▶ [WRITTEN EXERCISE]
Gather from the material every line that contains the string "full".

——————————

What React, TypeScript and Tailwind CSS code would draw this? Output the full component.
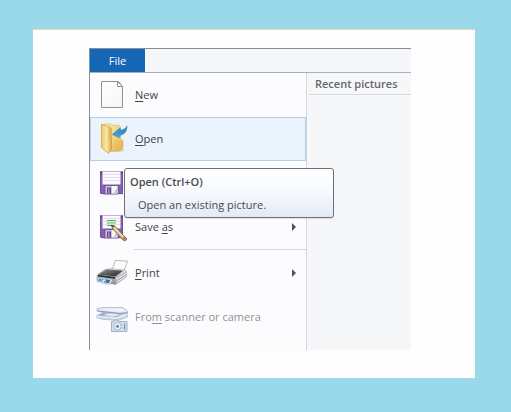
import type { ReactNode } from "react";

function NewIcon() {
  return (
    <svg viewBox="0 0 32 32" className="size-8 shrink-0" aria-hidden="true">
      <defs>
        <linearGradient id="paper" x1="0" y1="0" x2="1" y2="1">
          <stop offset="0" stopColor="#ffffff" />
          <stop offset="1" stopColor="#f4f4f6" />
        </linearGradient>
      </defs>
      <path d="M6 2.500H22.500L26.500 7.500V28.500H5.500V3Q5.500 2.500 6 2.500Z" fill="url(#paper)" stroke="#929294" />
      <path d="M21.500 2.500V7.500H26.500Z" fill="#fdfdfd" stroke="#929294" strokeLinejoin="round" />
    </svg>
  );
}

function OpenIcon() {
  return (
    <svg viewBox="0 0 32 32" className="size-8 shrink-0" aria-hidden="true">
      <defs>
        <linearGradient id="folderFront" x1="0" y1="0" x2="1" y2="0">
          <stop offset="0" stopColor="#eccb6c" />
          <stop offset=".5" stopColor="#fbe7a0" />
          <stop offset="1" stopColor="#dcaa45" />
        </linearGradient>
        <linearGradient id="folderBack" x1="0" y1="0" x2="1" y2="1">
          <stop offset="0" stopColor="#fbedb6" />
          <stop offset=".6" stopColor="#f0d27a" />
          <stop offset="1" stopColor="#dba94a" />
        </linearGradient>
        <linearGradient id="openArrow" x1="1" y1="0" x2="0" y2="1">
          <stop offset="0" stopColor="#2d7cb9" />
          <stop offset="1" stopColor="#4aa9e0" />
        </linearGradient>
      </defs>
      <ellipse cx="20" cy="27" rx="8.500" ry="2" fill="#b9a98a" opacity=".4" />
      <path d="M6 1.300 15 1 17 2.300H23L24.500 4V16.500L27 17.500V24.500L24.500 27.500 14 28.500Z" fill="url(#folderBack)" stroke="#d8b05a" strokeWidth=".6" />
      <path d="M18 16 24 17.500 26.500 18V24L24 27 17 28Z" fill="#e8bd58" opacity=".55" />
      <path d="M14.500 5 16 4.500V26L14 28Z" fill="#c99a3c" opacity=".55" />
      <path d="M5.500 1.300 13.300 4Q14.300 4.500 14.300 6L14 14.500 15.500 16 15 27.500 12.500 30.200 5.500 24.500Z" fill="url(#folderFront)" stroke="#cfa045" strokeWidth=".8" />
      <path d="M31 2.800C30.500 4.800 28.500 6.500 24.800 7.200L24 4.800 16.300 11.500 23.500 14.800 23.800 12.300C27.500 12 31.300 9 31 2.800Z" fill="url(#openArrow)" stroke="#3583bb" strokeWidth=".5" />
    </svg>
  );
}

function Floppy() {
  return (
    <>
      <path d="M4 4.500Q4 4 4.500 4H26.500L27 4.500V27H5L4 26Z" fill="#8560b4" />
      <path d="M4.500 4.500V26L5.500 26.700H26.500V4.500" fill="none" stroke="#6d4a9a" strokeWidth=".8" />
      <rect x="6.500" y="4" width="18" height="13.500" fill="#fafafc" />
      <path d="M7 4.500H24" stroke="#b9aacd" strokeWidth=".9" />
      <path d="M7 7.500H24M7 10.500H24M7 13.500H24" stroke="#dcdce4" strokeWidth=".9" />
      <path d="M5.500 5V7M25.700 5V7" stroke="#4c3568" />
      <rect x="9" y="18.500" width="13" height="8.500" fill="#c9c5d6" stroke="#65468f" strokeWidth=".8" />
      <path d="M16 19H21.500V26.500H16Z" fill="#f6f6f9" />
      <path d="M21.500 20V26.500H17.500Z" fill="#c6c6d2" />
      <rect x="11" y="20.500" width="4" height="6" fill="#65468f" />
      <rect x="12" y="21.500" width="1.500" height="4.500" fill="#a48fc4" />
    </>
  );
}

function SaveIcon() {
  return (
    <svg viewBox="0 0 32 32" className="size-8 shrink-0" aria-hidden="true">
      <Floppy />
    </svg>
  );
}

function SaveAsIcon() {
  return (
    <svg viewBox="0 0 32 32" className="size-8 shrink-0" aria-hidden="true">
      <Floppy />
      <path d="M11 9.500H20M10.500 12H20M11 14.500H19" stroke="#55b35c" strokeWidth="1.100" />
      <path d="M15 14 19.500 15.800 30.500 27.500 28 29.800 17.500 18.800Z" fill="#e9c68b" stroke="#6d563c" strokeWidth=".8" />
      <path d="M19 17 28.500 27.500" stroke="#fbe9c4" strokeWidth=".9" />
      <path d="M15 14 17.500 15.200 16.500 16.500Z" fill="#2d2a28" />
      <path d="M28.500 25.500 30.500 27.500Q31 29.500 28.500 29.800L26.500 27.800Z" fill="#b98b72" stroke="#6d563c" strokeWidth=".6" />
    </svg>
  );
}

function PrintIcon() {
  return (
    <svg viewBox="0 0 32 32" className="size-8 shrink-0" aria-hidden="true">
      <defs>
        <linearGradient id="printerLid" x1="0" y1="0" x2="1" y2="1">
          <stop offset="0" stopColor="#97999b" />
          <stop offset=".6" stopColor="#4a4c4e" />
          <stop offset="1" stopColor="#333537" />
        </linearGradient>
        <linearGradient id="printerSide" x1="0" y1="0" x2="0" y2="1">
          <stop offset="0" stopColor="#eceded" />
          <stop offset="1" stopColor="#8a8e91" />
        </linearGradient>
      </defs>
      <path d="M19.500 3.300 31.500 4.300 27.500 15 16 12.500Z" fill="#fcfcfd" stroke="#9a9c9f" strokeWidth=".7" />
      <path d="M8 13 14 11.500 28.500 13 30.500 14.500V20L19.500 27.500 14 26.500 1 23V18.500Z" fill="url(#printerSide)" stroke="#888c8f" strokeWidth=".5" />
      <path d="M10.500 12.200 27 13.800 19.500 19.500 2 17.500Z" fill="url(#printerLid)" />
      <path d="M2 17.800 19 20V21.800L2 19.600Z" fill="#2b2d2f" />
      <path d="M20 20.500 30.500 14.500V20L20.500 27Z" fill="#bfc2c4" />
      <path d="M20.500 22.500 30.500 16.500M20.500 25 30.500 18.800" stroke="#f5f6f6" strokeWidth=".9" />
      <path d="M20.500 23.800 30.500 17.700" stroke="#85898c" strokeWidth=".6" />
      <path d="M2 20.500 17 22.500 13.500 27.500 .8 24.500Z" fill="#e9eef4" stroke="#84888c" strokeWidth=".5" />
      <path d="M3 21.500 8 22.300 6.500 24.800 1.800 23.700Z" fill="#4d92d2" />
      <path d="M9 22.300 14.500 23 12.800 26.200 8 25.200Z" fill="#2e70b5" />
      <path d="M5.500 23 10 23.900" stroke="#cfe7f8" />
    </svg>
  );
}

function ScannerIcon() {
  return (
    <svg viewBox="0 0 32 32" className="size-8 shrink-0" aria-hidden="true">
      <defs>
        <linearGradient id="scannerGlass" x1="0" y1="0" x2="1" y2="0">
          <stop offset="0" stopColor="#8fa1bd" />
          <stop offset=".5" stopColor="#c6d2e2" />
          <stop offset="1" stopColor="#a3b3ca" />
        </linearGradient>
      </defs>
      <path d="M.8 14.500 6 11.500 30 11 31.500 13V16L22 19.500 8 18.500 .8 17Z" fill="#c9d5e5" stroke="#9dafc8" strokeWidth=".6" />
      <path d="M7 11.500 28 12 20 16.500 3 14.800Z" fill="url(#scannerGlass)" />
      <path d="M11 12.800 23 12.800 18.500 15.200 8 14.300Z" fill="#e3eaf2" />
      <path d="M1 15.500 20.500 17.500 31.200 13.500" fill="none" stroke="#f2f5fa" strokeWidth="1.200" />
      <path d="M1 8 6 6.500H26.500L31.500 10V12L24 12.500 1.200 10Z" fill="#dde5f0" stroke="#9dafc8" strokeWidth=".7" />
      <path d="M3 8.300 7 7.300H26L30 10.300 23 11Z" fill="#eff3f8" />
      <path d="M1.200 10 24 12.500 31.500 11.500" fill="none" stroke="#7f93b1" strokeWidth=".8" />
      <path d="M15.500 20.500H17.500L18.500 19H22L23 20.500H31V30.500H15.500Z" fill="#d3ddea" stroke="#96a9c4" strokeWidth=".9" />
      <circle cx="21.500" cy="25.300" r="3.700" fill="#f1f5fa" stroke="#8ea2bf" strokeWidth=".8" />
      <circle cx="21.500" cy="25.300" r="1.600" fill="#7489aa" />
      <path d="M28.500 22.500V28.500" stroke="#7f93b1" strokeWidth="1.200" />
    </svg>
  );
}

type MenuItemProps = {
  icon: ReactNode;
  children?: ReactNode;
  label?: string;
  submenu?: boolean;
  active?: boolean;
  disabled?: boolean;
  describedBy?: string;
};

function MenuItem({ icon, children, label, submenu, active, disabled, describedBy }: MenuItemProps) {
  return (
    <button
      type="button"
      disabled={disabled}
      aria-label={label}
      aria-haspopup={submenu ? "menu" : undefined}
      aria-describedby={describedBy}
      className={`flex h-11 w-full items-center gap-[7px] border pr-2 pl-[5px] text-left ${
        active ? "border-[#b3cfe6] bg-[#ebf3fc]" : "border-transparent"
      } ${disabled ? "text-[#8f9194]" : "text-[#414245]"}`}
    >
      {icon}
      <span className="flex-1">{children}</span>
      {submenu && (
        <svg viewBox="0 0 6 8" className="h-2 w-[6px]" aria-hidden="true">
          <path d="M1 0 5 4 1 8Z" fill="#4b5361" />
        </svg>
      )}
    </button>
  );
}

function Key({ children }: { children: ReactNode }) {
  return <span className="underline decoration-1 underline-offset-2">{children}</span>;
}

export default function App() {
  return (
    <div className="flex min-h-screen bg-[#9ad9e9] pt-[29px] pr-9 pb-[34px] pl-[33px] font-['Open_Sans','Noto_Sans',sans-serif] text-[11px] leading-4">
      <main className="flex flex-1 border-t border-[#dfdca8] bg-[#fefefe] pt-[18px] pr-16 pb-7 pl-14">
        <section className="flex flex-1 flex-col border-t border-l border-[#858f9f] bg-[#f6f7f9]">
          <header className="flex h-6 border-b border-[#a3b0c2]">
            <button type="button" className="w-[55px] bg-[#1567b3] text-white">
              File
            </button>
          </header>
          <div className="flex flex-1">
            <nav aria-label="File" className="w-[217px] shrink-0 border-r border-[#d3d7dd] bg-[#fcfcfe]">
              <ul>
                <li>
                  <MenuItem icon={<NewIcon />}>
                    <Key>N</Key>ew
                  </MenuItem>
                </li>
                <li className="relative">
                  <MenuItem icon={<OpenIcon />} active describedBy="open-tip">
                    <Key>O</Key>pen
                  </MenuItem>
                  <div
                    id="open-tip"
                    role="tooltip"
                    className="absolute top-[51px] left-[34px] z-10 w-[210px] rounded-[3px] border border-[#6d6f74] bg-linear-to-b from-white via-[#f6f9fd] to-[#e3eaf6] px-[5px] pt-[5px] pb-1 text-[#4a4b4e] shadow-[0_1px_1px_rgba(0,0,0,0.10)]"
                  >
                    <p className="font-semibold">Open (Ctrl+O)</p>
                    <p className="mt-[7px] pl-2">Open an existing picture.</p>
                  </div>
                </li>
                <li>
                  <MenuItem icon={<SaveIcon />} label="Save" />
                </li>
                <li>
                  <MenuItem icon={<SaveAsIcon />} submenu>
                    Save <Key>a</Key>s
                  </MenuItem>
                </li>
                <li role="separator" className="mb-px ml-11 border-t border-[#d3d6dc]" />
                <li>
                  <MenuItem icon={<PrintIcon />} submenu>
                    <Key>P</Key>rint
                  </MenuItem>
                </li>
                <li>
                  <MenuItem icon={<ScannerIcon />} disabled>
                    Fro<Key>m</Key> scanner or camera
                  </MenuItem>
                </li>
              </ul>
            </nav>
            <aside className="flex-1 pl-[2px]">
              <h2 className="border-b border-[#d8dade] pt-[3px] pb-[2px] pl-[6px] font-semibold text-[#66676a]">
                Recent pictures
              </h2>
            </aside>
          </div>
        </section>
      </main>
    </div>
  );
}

——————————

▶ [SOLUTION FOR THIS EXERCISE]
What React, TypeScript and Tailwind CSS code would draw this? Output the full component.
      className={`flex h-11 w-full items-center gap-[7px] border pr-2 pl-[5px] text-left ${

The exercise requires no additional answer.